Glow-in-the-dark slate — for night and low visibility
The glow-in-the-dark slate charges from ambient light before the dive and emits a soft green glow underwater — visible in low-light conditions without requiring a dive light to read it. For night diving where writing a message in the dark would normally require pointing a light at the slate and holding everything steady, the glow slate allows writing and reading in ambient conditions. It also serves as a visual reference point — if you set it down momentarily, you can see where it is. A practical upgrade from the standard white slate for anyone who night dives or dives in Canadian waters with reduced seasonal visibility.

Three-page folding slate — for complex dives
The three-page slate opens like a small book, providing three erasable panels: one for the dive plan, one for a site map or navigation reference, and one for running notes during the dive. Technical divers use three-page slates to write decompression schedules before descending and follow them during ascent. Advanced recreational divers use them to pre-draw a site map at the surface before the dive and reference it underwater. The wrist strap keeps it accessible during the dive. It is our most popular slate model — the additional panels make it substantially more useful than a single-page slate for anything more complex than a simple message.

Wetnotes — for permanent underwater records
A Wetnotes coil notebook uses waterproof paper rather than an erasable surface — notes written in pencil are permanent and survive being soaked, dried, and folded. This suits divers and underwater researchers who want to make notes that are kept rather than erased — scientific observation, species counts, equipment testing data, or detailed site mapping that needs to be referenced after the dive. The Wetnotes Deluxe comes in a Cordura cover with elastic pencil holder and 30 pages of waterproof paper. The paper also works above water, which makes it useful for boat-deck notes in rain and spray that would ruin ordinary paper. Our instructors love using their wetnotes for making notes about skills to use when teaching courses.


Frequently asked questions


What kind of pencil works on a dive slate?

A standard graphite pencil writes well on a white plastic dive slate — the graphite leaves a visible mark on the textured surface and erases cleanly with a fingernail, piece of wetsuit, or the eraser on the back of the pencil. Most slates come with a pencil already attached via a cord or elastic holder. Keep a spare pencil in your BCD pocket — they are small, inexpensive, and the most-lost piece of dive equipment after mask straps. Regular pencils work fine; there is no need for a specialized product. Ballpoint pens and marker pens do not write underwater because air bubbles prevent the ink from contacting the surface consistently.
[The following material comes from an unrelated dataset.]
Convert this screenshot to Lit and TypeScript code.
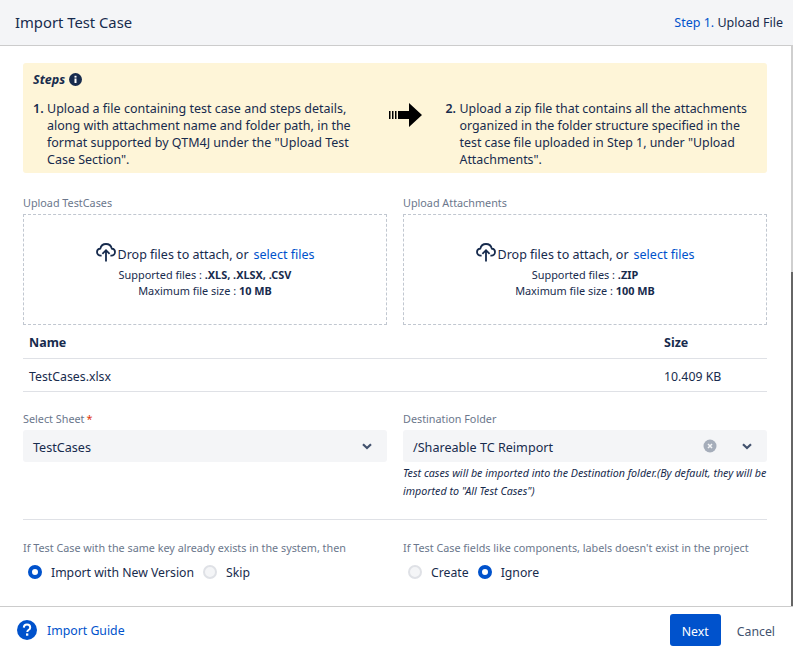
import { LitElement, html, css } from 'lit';
import { customElement } from 'lit/decorators.js';

const cloud = html`<svg class="cloud" viewBox="0 0 20 19" width="20" height="19" fill="none" stroke="#172b4d" stroke-width="1.8">
  <path d="M5.6 12.6H4.8C2.6 12.6 1 11 1 9.1 1 7.2 2.5 5.7 4.3 5.6 4.9 3 7.2 1 10 1c2.9 0 5.2 2 5.8 4.6 1.8.1 3.2 1.6 3.2 3.5 0 1.9-1.6 3.5-3.7 3.5h-.9"/>
  <path d="M10 18.500V7.500M6.400 10.800 10 7.200l3.600 3.600"/>
</svg>`;

const chevron = html`<svg class="chev" viewBox="0 0 10 7" width="10" height="7" fill="none" stroke="#42526e" stroke-width="2.2"><path d="M1 1.200 5 5l4-3.800"/></svg>`;

@customElement('drop-zone')
export class DropZone extends LitElement {
    static properties = {
        label: { type: String },
        types: { type: String },
        max: { type: String },
    };
    declare label: string;
    declare types: string;
    declare max: string;

    static styles = css`
        :host {
            display: block;
        }
        .label {
            font-size: 10.800px;
            line-height: 16px;
            color: #6b778c;
            margin-bottom: 3px;
        }
        .zone {
            box-sizing: border-box;
            height: 111px;
            border: 1px dashed #c1c7d0;
            display: flex;
            flex-direction: column;
            align-items: center;
            padding-top: 30px;
        }
        .main {
            display: flex;
            align-items: flex-start;
            font-size: 12.500px;
            line-height: 20px;
            color: #172b4d;
        }
        .cloud {
            margin-top: -2px;
            margin-right: 2px;
        }
        .main a {
            color: #0052cc;
            margin-left: 5px;
        }
        .info {
            font-size: 10.900px;
            line-height: 16px;
            color: #172b4d;
            text-align: center;
        }
        .first {
            margin-top: 2px;
        }
        b {
            font-weight: 700;
        }
    `;

    render() {
        return html`
            <div class="label">${this.label}</div>
            <div class="zone">
                <div class="main">${cloud}<span>Drop files to attach, or</span><a>select files</a></div>
                <div class="info first">Supported files : <b>${this.types}</b></div>
                <div class="info">Maximum file size : <b>${this.max}</b></div>
            </div>
        `;
    }
}

@customElement('app-root')
export class AppRoot extends LitElement {
    static styles = css`
        :host {
            display: block;
            font-family: 'Noto Sans', 'Open Sans', sans-serif;
            color: #172b4d;
            background: #fff;
        }
        .page {
            position: relative;
            height: 653px;
            overflow: hidden;
            display: flex;
            flex-direction: column;
        }
        .head {
            box-sizing: border-box;
            height: 46px;
            flex: none;
            display: flex;
            align-items: center;
            justify-content: space-between;
            padding: 0 10px 0 15px;
            background: #f4f5f7;
            border-bottom: 1px solid #ccc;
        }
        .title {
            font-size: 14.800px;
            padding-bottom: 1px;
        }
        .step {
            font-size: 12.500px;
        }
        .step span {
            color: #0052cc;
        }
        .body {
            flex: 1;
            min-height: 0;
            padding: 17px 26px 0 23px;
        }
        .steps {
            box-sizing: border-box;
            height: 110px;
            background: #fef5d8;
            border-radius: 3px;
            padding: 7px 10px 0;
            font-size: 12.500px;
            line-height: 17px;
            margin-bottom: 22px;
        }
        .steps-title {
            display: flex;
            align-items: center;
            gap: 4px;
            font-weight: 700;
            font-style: italic;
            height: 18px;
            margin-bottom: 12px;
        }
        .steps-row {
            display: flex;
        }
        .step-item {
            display: flex;
        }
        .step-item.one {
            width: 326px;
        }
        .step-item.two {
            width: 312px;
            font-size: 12.400px;
        }
        .step-item b {
            flex: none;
            width: 14px;
            font-weight: 600;
        }
        .arrow {
            flex: none;
            width: 87px;
            padding: 3px 0 0 30px;
            box-sizing: border-box;
        }
        .cols {
            display: grid;
            grid-template-columns: 364px 364px;
            gap: 16px;
        }
        .files {
            display: grid;
            grid-template-columns: 635px 1fr;
            font-size: 12.300px;
            margin-top: 1px;
        }
        .files div {
            box-sizing: border-box;
            display: flex;
            align-items: center;
            padding: 2px 0 0 6px;
            border-bottom: 1px solid #dfe1e6;
        }
        .files .th {
            height: 33px;
            padding-top: 0;
            font-weight: 700;
            font-size: 12.500px;
        }
        .files .td {
            height: 33px;
        }
        .fields {
            margin-top: 19px;
        }
        .flabel {
            font-size: 10.800px;
            line-height: 16px;
            color: #6b778c;
            margin-bottom: 3px;
        }
        .flabel i {
            color: #de350b;
            font-style: normal;
            margin-left: 2px;
        }
        .select {
            box-sizing: border-box;
            height: 32px;
            background: #f4f5f7;
            border-radius: 3px;
            display: flex;
            align-items: center;
            padding: 0 15px 0 10px;
            font-size: 12.600px;
        }
        .select span {
            flex: 1;
            padding-top: 2px;
        }
        .clear {
            margin-right: 25px;
        }
        .hint {
            font-size: 10.700px;
            font-style: italic;
            line-height: 18px;
            padding-top: 2px;
        }
        .rule {
            border-top: 1px solid #dfe1e6;
            margin-top: 19px;
        }
        .opts {
            margin-top: 20px;
        }
        .radios {
            display: flex;
            align-items: center;
            font-size: 12.250px;
            margin-top: 6px;
            padding-left: 5px;
            height: 20px;
        }
        .radio {
            box-sizing: border-box;
            width: 14px;
            height: 14px;
            border-radius: 50%;
            background: #f4f5f7;
            border: 2px solid #dfe1e6;
            margin-right: 9px;
            flex: none;
        }
        .radio.on {
            background: #fff;
            border: 4.500px solid #0052cc;
        }
        .radios label {
            margin-right: 9px;
        }
        .foot {
            box-sizing: border-box;
            height: 47px;
            flex: none;
            border-top: 1px solid #ccc;
            display: flex;
            align-items: center;
            padding: 0 18px 0 17px;
            font-size: 12.300px;
        }
        .guide {
            flex: 1;
            display: flex;
            align-items: center;
            gap: 10px;
            color: #0052cc;
        }
        .next {
            box-sizing: border-box;
            width: 51px;
            height: 32px;
            border: 0;
            padding: 2px 0 0;
            border-radius: 3px;
            background: #0052cc;
            color: #fff;
            font: inherit;
            margin-right: 16px;
        }
        .cancel {
            color: #42526e;
            padding-top: 2px;
        }
        .scroll {
            position: absolute;
            right: 0;
            top: 45px;
            width: 2px;
            height: 561px;
            background: #cfcfcf;
        }
        .thumb {
            position: absolute;
            left: 0;
            top: 227px;
            width: 2px;
            height: 334px;
            background: #666;
        }
    `;

    render() {
        return html`
            <div class="page">
                <div class="head">
                    <div class="title">Import Test Case</div>
                    <div class="step"><span>Step 1.</span> Upload File</div>
                </div>
                <div class="body">
                    <div class="steps">
                        <div class="steps-title">Steps
                            <svg width="13" height="13" viewBox="0 0 13 13"><circle cx="6.500" cy="6.500" r="6.500" fill="#172b4d"/><rect x="5.500" y="5.500" width="2" height="4.500" fill="#fff"/><rect x="5.500" y="2.800" width="2" height="1.800" fill="#fff"/></svg>
                        </div>
                        <div class="steps-row">
                            <div class="step-item one"><b>1.</b><div>Upload a file containing test case and steps details, along with attachment name and folder path, in the format supported by QTM4J under the "Upload Test Case Section".</div></div>
                            <div class="arrow">
                                <svg width="34" height="24" viewBox="0 0 34 24" fill="#000"><path d="M1 8h1.500v8H1zM4 8h1.500v8H4zM7 8h1.500v8H7zM10 8h11V0l13 12-13 12v-8H10z"/></svg>
                            </div>
                            <div class="step-item two"><b>2.</b><div>Upload a zip file that contains all the attachments organized in the folder structure specified in the test case file uploaded in Step 1, under "Upload Attachments".</div></div>
                        </div>
                    </div>
                    <div class="cols">
                        <drop-zone label="Upload TestCases" types=".XLS, .XLSX, .CSV" max="10 MB"></drop-zone>
                        <drop-zone label="Upload Attachments" types=".ZIP" max="100 MB"></drop-zone>
                    </div>
                    <div class="files">
                        <div class="th">Name</div><div class="th">Size</div>
                        <div class="td">TestCases.xlsx</div><div class="td">10.409 KB</div>
                    </div>
                    <div class="cols fields">
                        <div>
                            <div class="flabel">Select Sheet<i>*</i></div>
                            <div class="select"><span>TestCases</span>${chevron}</div>
                        </div>
                        <div>
                            <div class="flabel">Destination Folder</div>
                            <div class="select">
                                <span>/Shareable TC Reimport</span>
                                <svg class="clear" width="14" height="14" viewBox="0 0 14 14"><circle cx="7" cy="7" r="6.500" fill="#a5adba"/><path d="M5 5l4 4M9 5l-4 4" stroke="#f4f5f7" stroke-width="1.500"/></svg>
                                ${chevron}
                            </div>
                            <div class="hint">Test cases will be imported into the Destination folder.(By default, they will be imported to "All Test Cases")</div>
                        </div>
                    </div>
                    <div class="rule"></div>
                    <div class="cols opts">
                        <div>
                            <div class="flabel">If Test Case with the same key already exists in the system, then</div>
                            <div class="radios"><div class="radio on"></div><label>Import with New Version</label><div class="radio"></div><label>Skip</label></div>
                        </div>
                        <div>
                            <div class="flabel">If Test Case fields like components, labels doesn't exist in the project</div>
                            <div class="radios"><div class="radio"></div><label>Create</label><div class="radio on"></div><label>Ignore</label></div>
                        </div>
                    </div>
                </div>
                <div class="foot">
                    <div class="guide">
                        <svg width="20" height="20" viewBox="0 0 20 20"><circle cx="10" cy="10" r="10" fill="#0052cc"/><path d="M6.800 7.600C6.900 5.700 8.200 4.600 10 4.600c1.900 0 3.200 1.100 3.200 2.800 0 1.300-.7 2-1.700 2.600-.9.600-1.200 1-1.200 1.900" fill="none" stroke="#fff" stroke-width="2"/><rect x="9" y="13.400" width="2.300" height="2.300" fill="#fff"/></svg>
                        <span>Import Guide</span>
                    </div>
                    <button class="next">Next</button>
                    <span class="cancel">Cancel</span>
                </div>
                <div class="scroll"><div class="thumb"></div></div>
            </div>
        `;
    }
}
How do I erase a dive slate underwater?

The easiest method underwater is to rub the surface of the slate against the smooth inner lining of your wetsuit or the rubber body of your BCD. A fingernail also works for erasing individual letters or numbers. At the surface, the slate can be erased with a cloth, a wetsuit cuff, or your fingers. For stubborn marks — usually from a pencil pressed hard repeatedly — a soft eraser or a light rub with mild soap and a cloth after the dive clears the surface completely. Avoid abrasive materials that can scratch the slate surface and make future writing harder to read.

Do I need a slate if I have a dive computer?

A dive computer tracks your decompression status automatically but cannot replace a writing slate for communication, planning, or note-taking. A slate is for communicating with your buddy, writing down something you observed underwater for later reference, pre-drawing a dive plan or site map, or noting decompression schedule details if you dive a plan that differs from what the computer calculates. For technical divers running custom gas mixes or decompression procedures not matched to a particular computer algorithm, a slate with a hand-calculated deco schedule is a required backup to the computer. For recreational divers, a slate adds a useful communication and planning capability that nothing else can replace.